As anyone who has lived in Lake Elsinore for more than about a week can tell you, we are frequently visited by The Carnival. This thing, which is the closest thing to culture that there is around here, comes barging into town approximately every time you turn around, and each time, I feel compelled to go spend large sums of money at it. It’s kind of like how, at Christmastime, I watch “It’s a Wonderful Life” each of the 900 times it’s on, which is probably the only way you could ever associate the carnival with “It’s a Wonderful Life,” except to say that, just like Jimmy Stewart’s character, I have often wished I hadn’t been born after riding The Zipper three or four times.
At any rate, my friend Aaron (you remember Aaron) and I went to the carnival last Memorial Day, and I haven’t gone since then. We paid $7 each and promptly had our hands stamped with what apparently must have been a tattoo gun, because there are still traces of the ink on my knuckles. This stamp granted us the privilege of going on all the rides we wanted, going home to throw up and perhaps take a bath in some kind of disinfectant, and then coming back for more.
We decided we should go on The Zipper first, and just as we were getting in line, we saw someone we know walk past and, without even slowing down, toss his proverbial cookies on the ground. That’s how you can tell the quality of an amusement park. If people are walking around, puking openly, as though it were no bigger deal than yawning, not even slowing their pace, sometimes even continuing to carry on a conversation as they do so, well, then that’s a high-quality amusement park.
(That’s one interesting difference between men and women, by the way. A couple years ago, I convinced a girl to go on The Zipper with me, and after two revolutions, we had to yell to the operator to get his finger out of his nose and let us off. After he did so, she walked briskly to a Port-A-Potty, where she spent the next 10 minutes doing goodness knows what. A guy would have gotten off and said, as he walked merrily away, “Man! That was [BLAAAARRRRRCCH] fun!”)

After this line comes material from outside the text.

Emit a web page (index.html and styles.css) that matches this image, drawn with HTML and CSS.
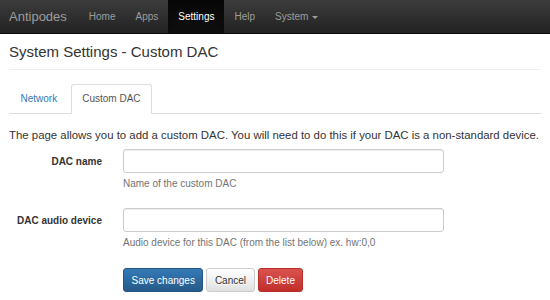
FILE: index.html
```html
<!DOCTYPE html>
<html>
<head>
<meta charset="utf-8">
<link rel="stylesheet" href="styles.css">
</head>
<body>
<nav class="navbar">
  <a class="brand">Antipodes</a>
  <ul class="nav">
    <li><a>Home</a></li>
    <li><a>Apps</a></li>
    <li class="active"><a>Settings</a></li>
    <li><a>Help</a></li>
    <li><a>System <span class="caret"></span></a></li>
  </ul>
</nav>
<div class="container">
  <div class="page-header"><h3>System Settings - Custom DAC</h3></div>
  <ul class="tabs">
    <li><a>Network</a></li>
    <li class="active"><a>Custom DAC</a></li>
  </ul>
  <p class="intro">The page allows you to add a custom DAC. You will need to do this if your DAC is a non-standard device.</p>
  <form class="form">
    <div class="row">
      <label class="label">DAC name</label>
      <div class="field">
        <input class="input" type="text">
        <span class="help">Name of the custom DAC</span>
      </div>
    </div>
    <div class="row">
      <label class="label">DAC audio device</label>
      <div class="field">
        <input class="input" type="text">
        <span class="help">Audio device for this DAC (from the list below) ex. hw:0,0</span>
      </div>
    </div>
    <div class="row">
      <div class="label"></div>
      <div class="field buttons">
        <button type="button" class="btn btn-primary">Save changes</button>
        <button type="button" class="btn btn-default">Cancel</button>
        <button type="button" class="btn btn-danger">Delete</button>
      </div>
    </div>
  </form>
</div>
</body>
</html>
```
FILE: styles.css
```css
html, body {
  margin: 0;
  padding: 0;
  background: #fff;
}
body {
  font-family: "Liberation Sans", Arial, sans-serif;
  font-size: 10px;
  color: #333;
}
.navbar {
  display: flex;
  align-items: stretch;
  height: 34px;
  background: linear-gradient(to bottom, #3c3c3c 0%, #222 100%);
  border-bottom: 1px solid #0a0a0a;
  box-sizing: border-box;
}
.brand {
  color: #9d9d9d;
  font-size: 13px;
  line-height: 33px;
  padding: 0 12px 0 9px;
}
.nav {
  display: flex;
  list-style: none;
  margin: 0;
  padding: 0;
}
.nav li a {
  display: block;
  color: #9d9d9d;
  font-size: 10px;
  line-height: 33px;
  padding: 0 10px;
}
.nav li.active a {
  color: #fff;
  background: linear-gradient(to bottom, #080808 0%, #0f0f0f 100%);
  box-shadow: inset 0 3px 9px rgba(0,0,0,0.25);
}
.caret {
  display: inline-block;
  width: 0;
  height: 0;
  margin-left: 1px;
  vertical-align: middle;
  border-top: 3px solid #9d9d9d;
  border-left: 3px solid transparent;
  border-right: 3px solid transparent;
}
.container {
  padding: 0 9px;
}
.page-header {
  border-bottom: 1px solid #eee;
  padding-bottom: 8px;
  margin-top: 9px;
}
.page-header h3 {
  margin: 0;
  font-size: 15px;
  font-weight: 400;
  line-height: 18px;
  color: #333;
}
.tabs {
  display: flex;
  list-style: none;
  margin: 14px 0 0;
  padding: 0;
  border-bottom: 1px solid #ddd;
}
.tabs li {
  margin-bottom: -1px;
}
.tabs li a {
  display: block;
  padding: 0 10.5px;
  line-height: 28px;
  border: 1px solid transparent;
  border-radius: 3px 3px 0 0;
  color: #337ab7;
  margin-right: 2px;
}
.tabs li.active a {
  color: #555;
  background: #fff;
  border-color: #ddd #ddd transparent;
}
.intro {
  margin: 14px 0 0;
  font-size: 11.4px;
  line-height: 15px;
}
.form {
  margin-top: 6px;
}
.row {
  display: flex;
  margin-bottom: 17px;
}
.label {
  width: 93px;
  flex: none;
  text-align: right;
  font-weight: 700;
  line-height: 15px;
  padding-top: 5px;
  padding-right: 21px;
  white-space: nowrap;
}
.field {
  display: flex;
  flex-direction: column;
}
.input {
  box-sizing: border-box;
  width: 321px;
  height: 24px;
  border: 1px solid #ccc;
  border-radius: 3px;
  box-shadow: inset 0 1px 1px rgba(0,0,0,0.075);
  margin: 0;
  font: inherit;
}
.help {
  color: #737373;
  font-size: 10px;
  margin-top: 4px;
  line-height: 14px;
}
.buttons {
  flex-direction: row;
  gap: 3px;
  margin-top: 1px;
}
.btn {
  font: inherit;
  height: 24px;
  padding: 0 7.5px;
  border-radius: 3px;
  border: 1px solid;
  cursor: pointer;
}
.btn-primary {
  color: #fff;
  background: linear-gradient(to bottom, #337ab7 0%, #265a88 100%);
  border-color: #245580;
}
.btn-default {
  color: #333;
  background: linear-gradient(to bottom, #fff 0%, #e0e0e0 100%);
  border-color: #ccc;
  text-shadow: 0 1px 0 #fff;
}
.btn-danger {
  color: #fff;
  background: linear-gradient(to bottom, #d9534f 0%, #c12e2a 100%);
  border-color: #b92c28;
}
```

After The Zipper, we headed for The Ferris Wheel from Hell. Actually, it’s called The Skydiver, but it should be called The Bruisemobile, because its primary function seems to be taking two ordinarily able-bodied, robust young people, and flinging them around an unpadded metal cage at high speeds. For the first eight or nine hundred revolutions, we turned at such an angle that I wound up on top of Aaron, but then the operator graciously popped it in reverse, leaving me to be crushed. The last time I had gone on this thing had been with the aforementioned Puke Girl, so the crushing didn’t really bother me much, since she weighs a lot less than Aaron and is somewhat less masculine.
After that, we both felt sick and went home, having spent $7 on three rides. Oh, and please accept my apologies if the constant references to vomit in this column offended you. The last thing I want to do is BBLLLLAAAARRRCCHCHHH
Excuse me.
This is basically an update of a very early column (found here) -- one that wasn't all that great to begin with, but which had been severely edited in its original form, leaving me to feel justified in re-hashing it.
In publication, the girl's name was changed from "Puke Girl" to "the girl who got lost in the restroom." The girl, Krista, was probably glad of that, if she saw the column.
This carnival usually came in conjunction with the rodeo, which was QUITE big for several years. Now, I'm told, both have been done away with, leaving Lake Elsinore with no culture whatsoever. We have a Wal-Mart, though.